Dignity aside, returning to ballet feels different than I had imagined. The loss of strength and flexibility is to be expected—with each pregnancy it seems my tendons loosened, then tightened again twofold, leaving my legs hopelessly grounded, far from soaring into the Gumby-like extensions I willed my body to produce as a young dancer. But I was surprised to find that the order of the exercises is harder to process, too, be it because the muscle memory is not there, or because my mind is not as sharp, or because I now own an i-phone and have given up on maintaining an attention span, I do not know. The feelings I have in class are different than what I had imagined, as well.
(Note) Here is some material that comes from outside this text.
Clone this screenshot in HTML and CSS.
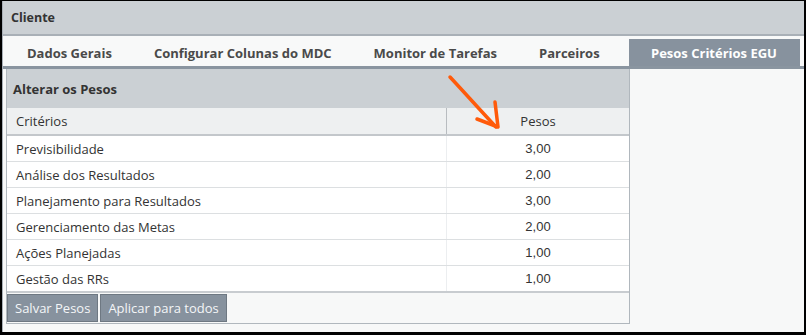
FILE: index.html
```html
<!DOCTYPE html>
<html lang="pt-BR">
<head>
    <meta charset="UTF-8">
    <title>Cliente</title>
    <link rel="stylesheet" href="styles.css">
</head>
<body>

<div class="window">
    <div class="header">Cliente</div>

    <!-- abas -->
    <div class="tabs">
        <a class="tab">Dados Gerais</a>
        <a class="tab">Configurar Colunas do MDC</a>
        <a class="tab">Monitor de Tarefas</a>
        <a class="tab">Parceiros</a>
        <a class="tab active">Pesos Critérios EGU</a>
    </div>

    <div class="content">
        <div class="panel">
            <div class="panel-title">Alterar os Pesos</div>
            <table class="grid">
                <thead>
                    <tr><th class="col-name">Critérios</th><th class="col-val">Pesos</th></tr>
                </thead>
                <tbody>
                    <tr><td>Previsibilidade</td><td class="num">3,00</td></tr>
                    <tr><td>Análise dos Resultados</td><td class="num">2,00</td></tr>
                    <tr><td>Planejamento para Resultados</td><td class="num">3,00</td></tr>
                    <tr><td>Gerenciamento das Metas</td><td class="num">2,00</td></tr>
                    <tr><td>Ações Planejadas</td><td class="num">1,00</td></tr>
                    <tr><td>Gestão das RRs</td><td class="num">1,00</td></tr>
                </tbody>
            </table>
            <div class="actions">
                <button class="btn">Salvar Pesos</button>
                <button class="btn">Aplicar para todos</button>
            </div>
        </div>
    </div>

    <!-- seta desenhada por cima -->
    <svg class="arrow" width="70" height="70" viewBox="0 0 70 70">
        <path d="M4 5 C 18 20, 34 38, 50 55" fill="none" stroke="#ff5a0a" stroke-width="3.5" stroke-linecap="round"/>
        <path d="M31 47 L 52 55 L 49 30" fill="none" stroke="#ff5a0a" stroke-width="3.5" stroke-linecap="round" stroke-linejoin="round"/>
    </svg>
</div>

</body>
</html>
```

FILE: styles.css
```css
body {
    margin: 0;
    font-family: "Open Sans", "Noto Sans", sans-serif;
    font-size: 13px;
    color: #333;
    background: #000;
}

.window {
    position: relative;
    width: 802px;
    height: 331px;
    margin: 1px 2px 2px 2px;
    background: #f7f8f8;
    display: flex;
    flex-direction: column;
    border-left: 1px solid #a9b0b7;
    box-sizing: border-box;
}

.header {
    height: 33px;
    line-height: 33px;
    padding-left: 8px;
    background: #cbd0d4;
    border-bottom: 2px solid #a9b0b7;
    font-weight: bold;
    color: #333;
    font-size: 12.5px;
}

.tabs {
    display: flex;
    align-items: flex-end;
    height: 30px;
    padding-left: 3px;
    padding-right: 4px;
    background: #f8f9f9;
    border-bottom: 3px solid #8a95a0;
}

.tab {
    flex-shrink: 0;
    white-space: nowrap;
    padding: 1px 21px 0 21px;
    height: 26px;
    line-height: 26px;
    font-weight: bold;
    font-size: 13px;
    color: #4a4a4a;
    cursor: pointer;
}

.tab.active {
    margin-left: auto;
    width: 149px;
    padding-left: 22px;
    padding-right: 0;
    background: #87929e;
    color: #fff;
}

.content {
    flex: 1;
    padding: 0 0 8px 3px;
}

.panel {
    width: 624px;
    height: 100%;
    box-sizing: border-box;
    border: 1px solid #b0b7bd;
    border-top: none;
    background: #f7f8f8;
    display: flex;
    flex-direction: column;
}

.panel-title {
    height: 39px;
    line-height: 40px;
    padding-left: 6px;
    background: #cbd0d4;
    font-weight: bold;
    font-size: 13px;
    color: #333;
}

.grid {
    width: 100%;
    border-collapse: collapse;
    background: #fff;
}

.grid th {
    height: 26px;
    font-weight: normal;
    background: #eef0f1;
    border-bottom: 2px solid #c3c7cb;
    padding: 0 9px;
}

.grid th.col-name {
    text-align: left;
    width: 421px;
    border-right: 1px solid #b8bcc0;
}

.grid td {
    height: 25px;
    padding: 0 9px;
    border-bottom: 1px solid #dcdfe1;
}

.grid td:first-child {
    border-right: 1px solid #eceef0;
}

.grid tbody tr:last-child td {
    border-bottom: 2px solid #c8ccd0;
}

.num {
    text-align: center;
    font-family: "Liberation Sans", Arial, sans-serif;
}

.actions {
    display: flex;
    gap: 2px;
    padding: 1px 0 0 0;
}

.btn {
    font-family: inherit;
    font-size: 13px;
    color: #f4f6f8;
    background: #87929e;
    border: 1px solid #6e7882;
    height: 28px;
    padding: 0 7px;
    cursor: pointer;
}

.arrow {
    position: absolute;
    left: 443px;
    top: 71px;
}
```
I thought that, as a “mature” adult, I would be able to leave behind my competitiveness, my desire to be the best or throw everything out, behind me, and “enjoy dancing.” To some degree, this is true, but the frustration is still frustratingly there. Why do my feet suck so bad these days? Why is my arabesque stuck at 50 degrees? Why do my legs feel so heavy and slow? Still, there is a bit of the freedom I was hoping for—my body and I both know not to take this seriously, that it is pretend, a lark with no expected results except to perhaps find a moment or two of flow in the doing.
That mental flow is what I fantasize about finding. Because if there is anything that remains of the ballerina in me, it is this: the desire to make a quest for pointless beauty part of the quotidian. The gradual build up of the class, the repetition of the same movements in different combinations for weeks, seasons, years, decades—it is hard to imagine that something so profoundly repetitive and boring can also be profoundly beautiful and inspiring, but it is. In that ballet class has more in common with real life—kids, marriage, the chores and work of the day—than I thought. That’s the secret of the old lady ballerinas. They keep showing up, knowing that if they do, there’s a chance that the magic will start to emerge from the mundane. They keep showing up, and in that there is a whisper of the sublime.